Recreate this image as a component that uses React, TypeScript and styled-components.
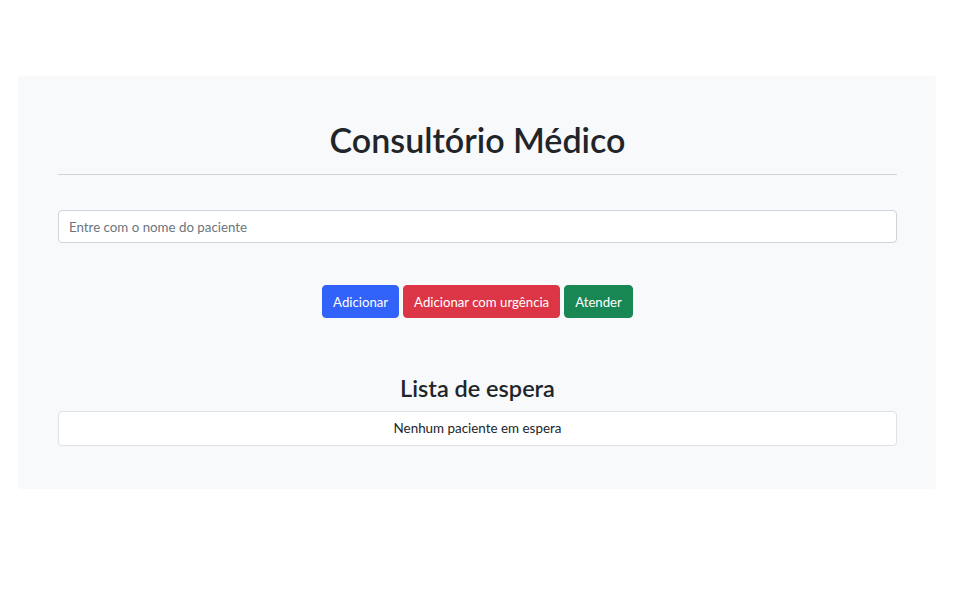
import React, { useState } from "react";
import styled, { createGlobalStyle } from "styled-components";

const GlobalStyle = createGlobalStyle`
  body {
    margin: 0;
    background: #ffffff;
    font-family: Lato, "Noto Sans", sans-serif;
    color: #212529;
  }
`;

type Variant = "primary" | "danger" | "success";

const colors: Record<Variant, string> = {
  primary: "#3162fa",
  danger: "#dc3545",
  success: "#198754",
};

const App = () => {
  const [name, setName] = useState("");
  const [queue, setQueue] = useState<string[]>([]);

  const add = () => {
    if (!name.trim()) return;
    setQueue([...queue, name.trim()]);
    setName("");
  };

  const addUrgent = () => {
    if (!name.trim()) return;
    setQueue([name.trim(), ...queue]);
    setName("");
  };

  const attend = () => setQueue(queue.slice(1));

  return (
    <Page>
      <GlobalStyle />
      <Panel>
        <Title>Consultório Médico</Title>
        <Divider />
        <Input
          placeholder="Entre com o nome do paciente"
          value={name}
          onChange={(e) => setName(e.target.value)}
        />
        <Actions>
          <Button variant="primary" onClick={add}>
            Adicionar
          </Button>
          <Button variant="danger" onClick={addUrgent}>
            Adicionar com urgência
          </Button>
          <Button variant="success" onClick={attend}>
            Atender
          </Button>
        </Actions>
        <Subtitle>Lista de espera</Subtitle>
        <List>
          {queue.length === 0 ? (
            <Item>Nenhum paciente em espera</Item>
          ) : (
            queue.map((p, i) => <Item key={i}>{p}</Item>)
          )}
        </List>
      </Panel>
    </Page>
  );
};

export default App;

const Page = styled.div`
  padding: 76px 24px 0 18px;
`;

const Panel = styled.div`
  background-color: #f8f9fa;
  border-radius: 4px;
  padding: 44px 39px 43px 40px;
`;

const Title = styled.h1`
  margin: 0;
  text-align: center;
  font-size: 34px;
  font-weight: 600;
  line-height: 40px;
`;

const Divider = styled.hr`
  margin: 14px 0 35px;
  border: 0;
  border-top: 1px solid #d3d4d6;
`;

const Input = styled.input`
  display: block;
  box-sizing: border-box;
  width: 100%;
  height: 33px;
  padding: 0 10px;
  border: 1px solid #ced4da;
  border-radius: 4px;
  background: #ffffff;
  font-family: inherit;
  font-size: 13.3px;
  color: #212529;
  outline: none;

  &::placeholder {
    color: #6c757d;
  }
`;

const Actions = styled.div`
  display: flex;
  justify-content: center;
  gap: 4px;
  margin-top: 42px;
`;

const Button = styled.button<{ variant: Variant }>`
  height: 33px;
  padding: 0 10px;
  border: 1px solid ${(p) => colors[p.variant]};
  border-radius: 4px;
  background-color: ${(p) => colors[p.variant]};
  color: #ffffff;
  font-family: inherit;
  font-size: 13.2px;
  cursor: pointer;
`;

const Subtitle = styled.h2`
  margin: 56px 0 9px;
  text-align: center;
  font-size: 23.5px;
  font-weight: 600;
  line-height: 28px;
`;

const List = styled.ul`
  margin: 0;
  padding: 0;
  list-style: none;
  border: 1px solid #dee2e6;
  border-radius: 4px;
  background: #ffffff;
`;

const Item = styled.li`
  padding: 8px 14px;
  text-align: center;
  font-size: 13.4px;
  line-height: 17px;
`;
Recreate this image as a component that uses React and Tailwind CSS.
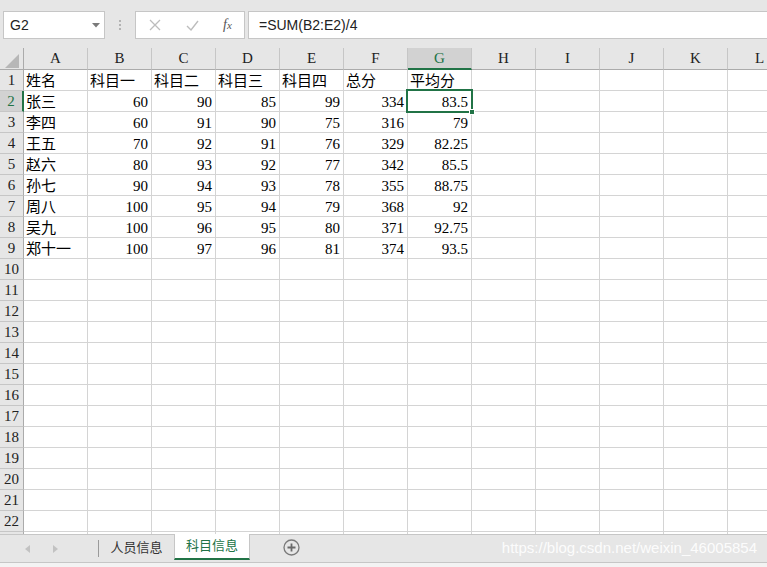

# What the task asks
Your task is to retype all the entries exactly and leave out any pictures.

# Written solution
Recreate this image as a component that uses React, TypeScript and styled-components.
import React, { useState } from "react";
import styled, { createGlobalStyle } from "styled-components";

const GlobalStyle = createGlobalStyle`
  body {
    margin: 0;
    background: #ffffff;
    font-family: Lato, "Noto Sans", sans-serif;
    color: #212529;
  }
`;

type Variant = "primary" | "danger" | "success";

const colors: Record<Variant, string> = {
  primary: "#3162fa",
  danger: "#dc3545",
  success: "#198754",
};

const App = () => {
  const [name, setName] = useState("");
  const [queue, setQueue] = useState<string[]>([]);

  const add = () => {
    if (!name.trim()) return;
    setQueue([...queue, name.trim()]);
    setName("");
  };

  const addUrgent = () => {
    if (!name.trim()) return;
    setQueue([name.trim(), ...queue]);
    setName("");
  };

  const attend = () => setQueue(queue.slice(1));

  return (
    <Page>
      <GlobalStyle />
      <Panel>
        <Title>Consultório Médico</Title>
        <Divider />
        <Input
          placeholder="Entre com o nome do paciente"
          value={name}
          onChange={(e) => setName(e.target.value)}
        />
        <Actions>
          <Button variant="primary" onClick={add}>
            Adicionar
          </Button>
          <Button variant="danger" onClick={addUrgent}>
            Adicionar com urgência
          </Button>
          <Button variant="success" onClick={attend}>
            Atender
          </Button>
        </Actions>
        <Subtitle>Lista de espera</Subtitle>
        <List>
          {queue.length === 0 ? (
            <Item>Nenhum paciente em espera</Item>
          ) : (
            queue.map((p, i) => <Item key={i}>{p}</Item>)
          )}
        </List>
      </Panel>
    </Page>
  );
};

export default App;

const Page = styled.div`
  padding: 76px 24px 0 18px;
`;

const Panel = styled.div`
  background-color: #f8f9fa;
  border-radius: 4px;
  padding: 44px 39px 43px 40px;
`;

const Title = styled.h1`
  margin: 0;
  text-align: center;
  font-size: 34px;
  font-weight: 600;
  line-height: 40px;
`;

const Divider = styled.hr`
  margin: 14px 0 35px;
  border: 0;
  border-top: 1px solid #d3d4d6;
`;

const Input = styled.input`
  display: block;
  box-sizing: border-box;
  width: 100%;
  height: 33px;
  padding: 0 10px;
  border: 1px solid #ced4da;
  border-radius: 4px;
  background: #ffffff;
  font-family: inherit;
  font-size: 13.3px;
  color: #212529;
  outline: none;

  &::placeholder {
    color: #6c757d;
  }
`;

const Actions = styled.div`
  display: flex;
  justify-content: center;
  gap: 4px;
  margin-top: 42px;
`;

const Button = styled.button<{ variant: Variant }>`
  height: 33px;
  padding: 0 10px;
  border: 1px solid ${(p) => colors[p.variant]};
  border-radius: 4px;
  background-color: ${(p) => colors[p.variant]};
  color: #ffffff;
  font-family: inherit;
  font-size: 13.2px;
  cursor: pointer;
`;

const Subtitle = styled.h2`
  margin: 56px 0 9px;
  text-align: center;
  font-size: 23.5px;
  font-weight: 600;
  line-height: 28px;
`;

const List = styled.ul`
  margin: 0;
  padding: 0;
  list-style: none;
  border: 1px solid #dee2e6;
  border-radius: 4px;
  background: #ffffff;
`;

const Item = styled.li`
  padding: 8px 14px;
  text-align: center;
  font-size: 13.4px;
  line-height: 17px;
`;
Recreate this image as a component that uses React and Tailwind CSS.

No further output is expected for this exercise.